Boat hulls are designed to displace a volume of water that weighs more than the boat and its cargo. If the force of displaced water pushing on the hull is greater than the force of gravity pulling the boat down, then the boat floats! But if you could take a sea-worthy boat hull, break it down, and bundle the pieces together, the bundle will sink. Why? Because there is no longer sufficient water displacement to counteract the force of gravity on the pieces of the hull.

Visit www.sedl.org/scimath/compass/v02n03/boat.html and www.thirteen.org/edonline/nttidb/lessons/jx/buoyjx.html for more boat building challenge ideas.

The Archimedes Principle

Portrait of Archimedes, by Domenico Fetti, about 1620

The idea of buoyancy was summed up by a Greek mathematician named Archimedes: any object, wholly or partly immersed in a fluid, is buoyed up by a force equal to the weight of the fluid displaced by the object. Today, this definition is called the Archimedes Principle.

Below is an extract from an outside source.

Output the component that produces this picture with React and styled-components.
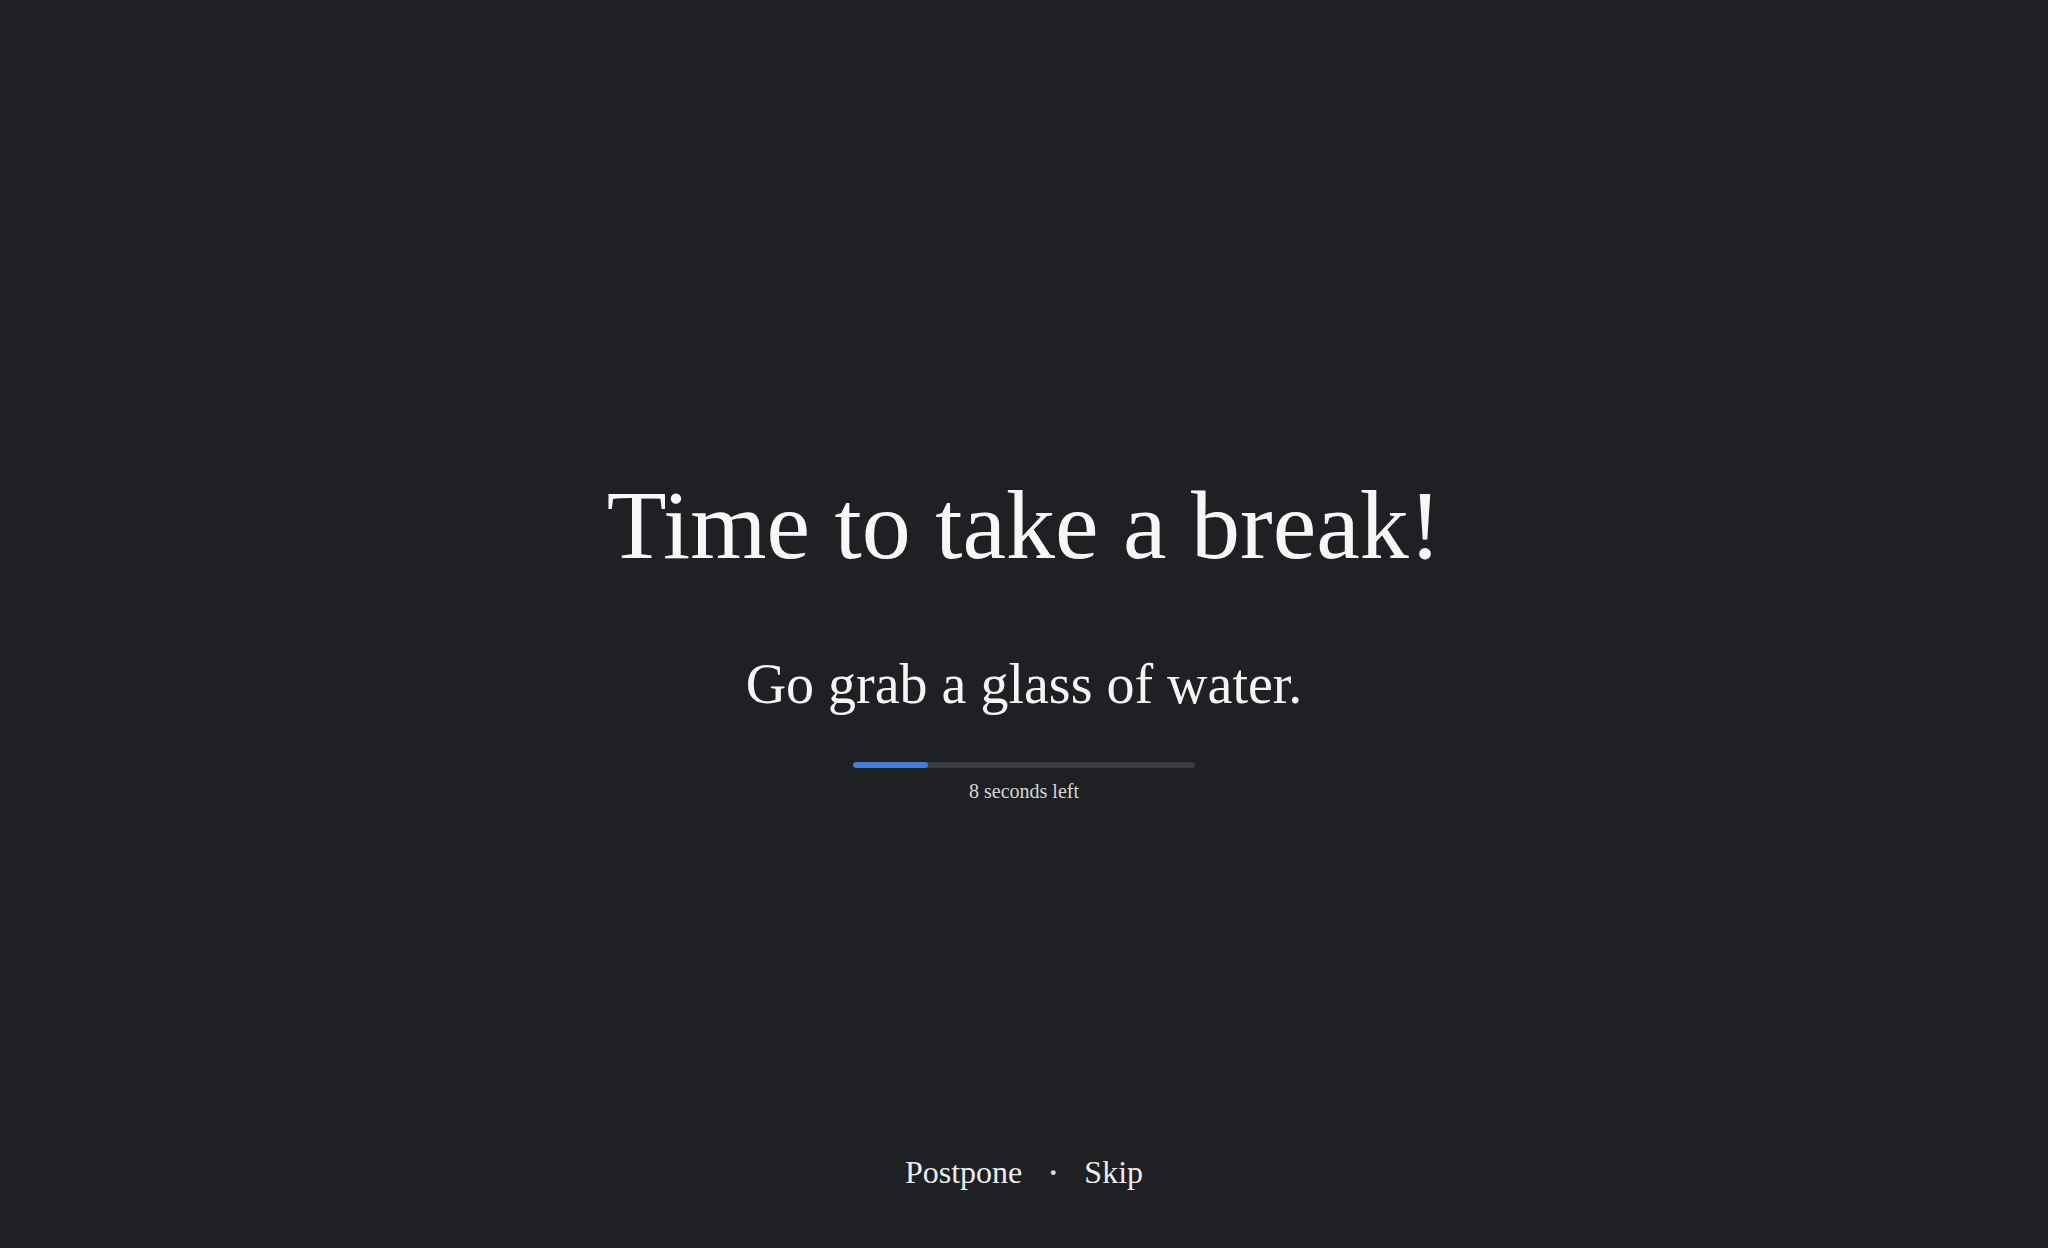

Archimedes is considered one of the three greatest mathematicians of all time. The other two are Newton and Gauss. Archimedes was born in 287 B.C., in Syracuse, Greece. He was a master at mathematics and spent most of his time thinking about new problems to solve.

Many of these problems came from Hiero, the king of Syracuse. Archimedes came up with his famous principle while trying to solve this problem.

The king ordered a gold crown and gave the goldsmith the exact amount of metal to make it. When Hiero received it, the crown had the correct weight but the king suspected that some silver had been substituted for the gold. He did not know how to prove it, so he asked Archimedes for help.

One day while thinking this over, Archimedes went for a bath and water overflowed the tub. He recognized that there was a relationship between the amount of water that overflowed the tub and the amount of his body that was submerged. This observation gave him the means to solve the problem. He was so excited that he ran naked through the streets of Syracuse shouting “I have found it!”. The goldsmith was brought to justice and Archimedes never took another bath…(just kidding!).